* **Aim of the task**: Every line below that includes "components" counts toward the total. Report that total alone.
★ ★ ★ ★ ★
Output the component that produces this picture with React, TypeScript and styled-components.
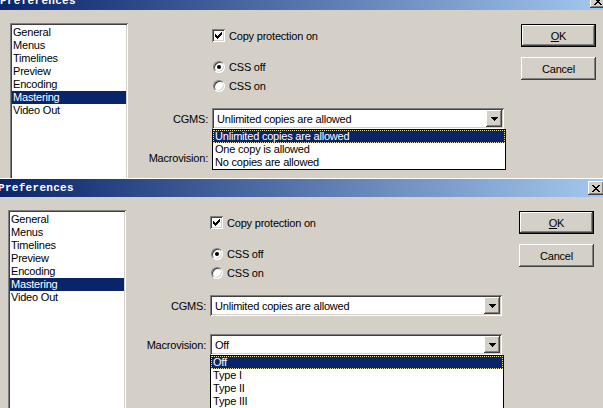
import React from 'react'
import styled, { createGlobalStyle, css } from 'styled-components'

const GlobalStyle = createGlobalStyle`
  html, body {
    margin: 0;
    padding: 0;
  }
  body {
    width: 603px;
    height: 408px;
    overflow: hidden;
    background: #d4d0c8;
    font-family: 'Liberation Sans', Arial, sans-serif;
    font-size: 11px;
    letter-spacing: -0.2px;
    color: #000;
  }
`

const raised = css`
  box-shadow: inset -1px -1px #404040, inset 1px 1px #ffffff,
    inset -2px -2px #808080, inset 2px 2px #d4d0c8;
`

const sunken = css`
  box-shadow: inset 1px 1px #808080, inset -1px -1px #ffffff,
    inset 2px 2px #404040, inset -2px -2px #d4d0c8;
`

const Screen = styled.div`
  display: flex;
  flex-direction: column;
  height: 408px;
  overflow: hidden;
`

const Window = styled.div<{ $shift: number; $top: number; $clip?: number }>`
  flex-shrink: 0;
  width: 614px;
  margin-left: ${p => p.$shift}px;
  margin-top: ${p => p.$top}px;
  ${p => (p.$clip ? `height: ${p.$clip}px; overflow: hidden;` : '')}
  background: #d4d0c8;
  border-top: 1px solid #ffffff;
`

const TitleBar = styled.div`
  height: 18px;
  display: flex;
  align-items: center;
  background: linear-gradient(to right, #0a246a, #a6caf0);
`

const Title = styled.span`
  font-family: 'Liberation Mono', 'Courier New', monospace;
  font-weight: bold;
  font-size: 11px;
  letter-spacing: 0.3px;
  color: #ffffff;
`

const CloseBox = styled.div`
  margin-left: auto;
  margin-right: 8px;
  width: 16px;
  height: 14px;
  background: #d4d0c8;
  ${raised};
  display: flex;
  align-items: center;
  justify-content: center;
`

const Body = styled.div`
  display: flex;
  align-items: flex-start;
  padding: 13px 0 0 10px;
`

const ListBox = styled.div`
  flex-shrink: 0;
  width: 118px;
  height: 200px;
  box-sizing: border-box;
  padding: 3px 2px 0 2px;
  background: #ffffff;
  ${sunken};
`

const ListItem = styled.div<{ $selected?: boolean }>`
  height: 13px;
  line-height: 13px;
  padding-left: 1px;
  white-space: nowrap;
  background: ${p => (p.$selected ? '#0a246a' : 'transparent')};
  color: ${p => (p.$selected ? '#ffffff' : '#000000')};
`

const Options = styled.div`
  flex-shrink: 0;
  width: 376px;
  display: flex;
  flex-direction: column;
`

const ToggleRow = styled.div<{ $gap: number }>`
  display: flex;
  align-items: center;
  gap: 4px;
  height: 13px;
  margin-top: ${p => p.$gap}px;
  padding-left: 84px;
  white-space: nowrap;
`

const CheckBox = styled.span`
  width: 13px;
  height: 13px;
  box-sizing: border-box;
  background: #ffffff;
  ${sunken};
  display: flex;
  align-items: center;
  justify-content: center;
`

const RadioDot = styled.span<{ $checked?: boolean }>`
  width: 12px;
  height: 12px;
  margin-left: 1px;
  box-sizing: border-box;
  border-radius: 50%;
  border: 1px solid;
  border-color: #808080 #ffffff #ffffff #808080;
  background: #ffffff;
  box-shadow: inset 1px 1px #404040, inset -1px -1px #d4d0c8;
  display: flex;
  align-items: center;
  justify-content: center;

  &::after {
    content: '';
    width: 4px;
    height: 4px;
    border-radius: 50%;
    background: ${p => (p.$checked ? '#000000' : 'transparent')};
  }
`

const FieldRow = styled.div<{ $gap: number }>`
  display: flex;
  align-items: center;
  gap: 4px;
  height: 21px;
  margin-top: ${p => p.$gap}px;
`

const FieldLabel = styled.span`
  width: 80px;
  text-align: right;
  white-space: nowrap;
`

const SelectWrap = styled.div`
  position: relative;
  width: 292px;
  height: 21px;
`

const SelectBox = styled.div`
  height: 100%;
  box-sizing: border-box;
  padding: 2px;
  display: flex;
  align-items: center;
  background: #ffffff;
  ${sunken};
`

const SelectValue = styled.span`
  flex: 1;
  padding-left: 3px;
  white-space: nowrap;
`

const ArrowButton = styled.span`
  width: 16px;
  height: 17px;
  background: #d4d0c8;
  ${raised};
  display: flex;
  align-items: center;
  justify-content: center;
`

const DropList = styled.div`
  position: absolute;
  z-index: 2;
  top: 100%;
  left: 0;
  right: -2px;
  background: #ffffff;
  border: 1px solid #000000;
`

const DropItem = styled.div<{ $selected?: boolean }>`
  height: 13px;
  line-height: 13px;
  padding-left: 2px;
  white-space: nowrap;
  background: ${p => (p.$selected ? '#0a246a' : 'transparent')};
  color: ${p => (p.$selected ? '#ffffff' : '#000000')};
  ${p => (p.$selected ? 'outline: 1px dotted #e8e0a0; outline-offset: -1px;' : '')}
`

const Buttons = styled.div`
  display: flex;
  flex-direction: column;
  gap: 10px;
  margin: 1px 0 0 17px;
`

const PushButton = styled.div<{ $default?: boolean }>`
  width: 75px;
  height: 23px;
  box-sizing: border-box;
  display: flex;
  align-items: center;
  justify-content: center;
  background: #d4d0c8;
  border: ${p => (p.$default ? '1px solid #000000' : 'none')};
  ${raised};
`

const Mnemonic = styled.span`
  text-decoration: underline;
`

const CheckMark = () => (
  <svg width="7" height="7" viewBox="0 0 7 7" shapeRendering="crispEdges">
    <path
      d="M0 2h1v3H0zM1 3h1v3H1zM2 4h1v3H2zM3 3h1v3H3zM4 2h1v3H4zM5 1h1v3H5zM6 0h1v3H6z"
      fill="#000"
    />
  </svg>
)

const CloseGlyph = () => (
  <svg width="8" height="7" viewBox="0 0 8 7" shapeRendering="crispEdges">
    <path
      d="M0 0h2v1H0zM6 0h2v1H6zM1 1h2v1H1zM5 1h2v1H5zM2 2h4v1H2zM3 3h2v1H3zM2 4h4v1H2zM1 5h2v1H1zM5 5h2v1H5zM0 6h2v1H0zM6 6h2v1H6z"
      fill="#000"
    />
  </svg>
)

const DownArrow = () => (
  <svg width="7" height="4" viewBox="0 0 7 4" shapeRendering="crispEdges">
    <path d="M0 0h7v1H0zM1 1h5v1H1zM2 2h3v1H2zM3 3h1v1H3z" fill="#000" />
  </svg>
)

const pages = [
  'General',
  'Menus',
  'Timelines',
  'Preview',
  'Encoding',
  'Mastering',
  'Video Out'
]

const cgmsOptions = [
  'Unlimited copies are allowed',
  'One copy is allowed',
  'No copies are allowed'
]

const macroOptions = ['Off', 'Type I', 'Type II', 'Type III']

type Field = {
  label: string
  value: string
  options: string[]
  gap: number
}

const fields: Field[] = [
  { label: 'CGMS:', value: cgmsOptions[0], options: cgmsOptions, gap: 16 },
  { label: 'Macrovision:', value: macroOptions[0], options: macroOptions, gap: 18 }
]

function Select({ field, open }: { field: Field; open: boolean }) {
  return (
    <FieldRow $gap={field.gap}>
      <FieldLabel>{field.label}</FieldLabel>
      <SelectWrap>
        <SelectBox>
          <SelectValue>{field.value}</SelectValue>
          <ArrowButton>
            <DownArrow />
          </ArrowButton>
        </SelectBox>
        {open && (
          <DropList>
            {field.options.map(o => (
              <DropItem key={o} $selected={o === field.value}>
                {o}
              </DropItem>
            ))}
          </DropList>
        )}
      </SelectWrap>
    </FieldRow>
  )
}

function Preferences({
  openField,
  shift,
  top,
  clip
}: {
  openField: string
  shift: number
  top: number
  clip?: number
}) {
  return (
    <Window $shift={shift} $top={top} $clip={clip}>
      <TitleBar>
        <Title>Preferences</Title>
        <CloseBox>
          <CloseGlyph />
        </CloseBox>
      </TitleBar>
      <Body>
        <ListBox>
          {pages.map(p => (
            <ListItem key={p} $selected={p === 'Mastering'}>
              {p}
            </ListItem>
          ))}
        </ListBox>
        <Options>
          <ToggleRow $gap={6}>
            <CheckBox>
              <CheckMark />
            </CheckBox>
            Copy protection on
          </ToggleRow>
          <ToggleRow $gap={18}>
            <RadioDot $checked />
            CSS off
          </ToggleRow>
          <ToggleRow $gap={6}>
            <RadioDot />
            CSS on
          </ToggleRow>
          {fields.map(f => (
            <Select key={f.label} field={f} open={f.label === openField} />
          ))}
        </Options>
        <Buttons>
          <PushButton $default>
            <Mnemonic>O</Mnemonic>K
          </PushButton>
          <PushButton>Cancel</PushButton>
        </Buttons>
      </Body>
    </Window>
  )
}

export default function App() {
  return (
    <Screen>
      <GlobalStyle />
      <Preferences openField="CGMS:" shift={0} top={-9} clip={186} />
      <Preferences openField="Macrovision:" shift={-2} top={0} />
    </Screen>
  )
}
★ ★ ★ ★ ★
* **Answer for this exercise**: 2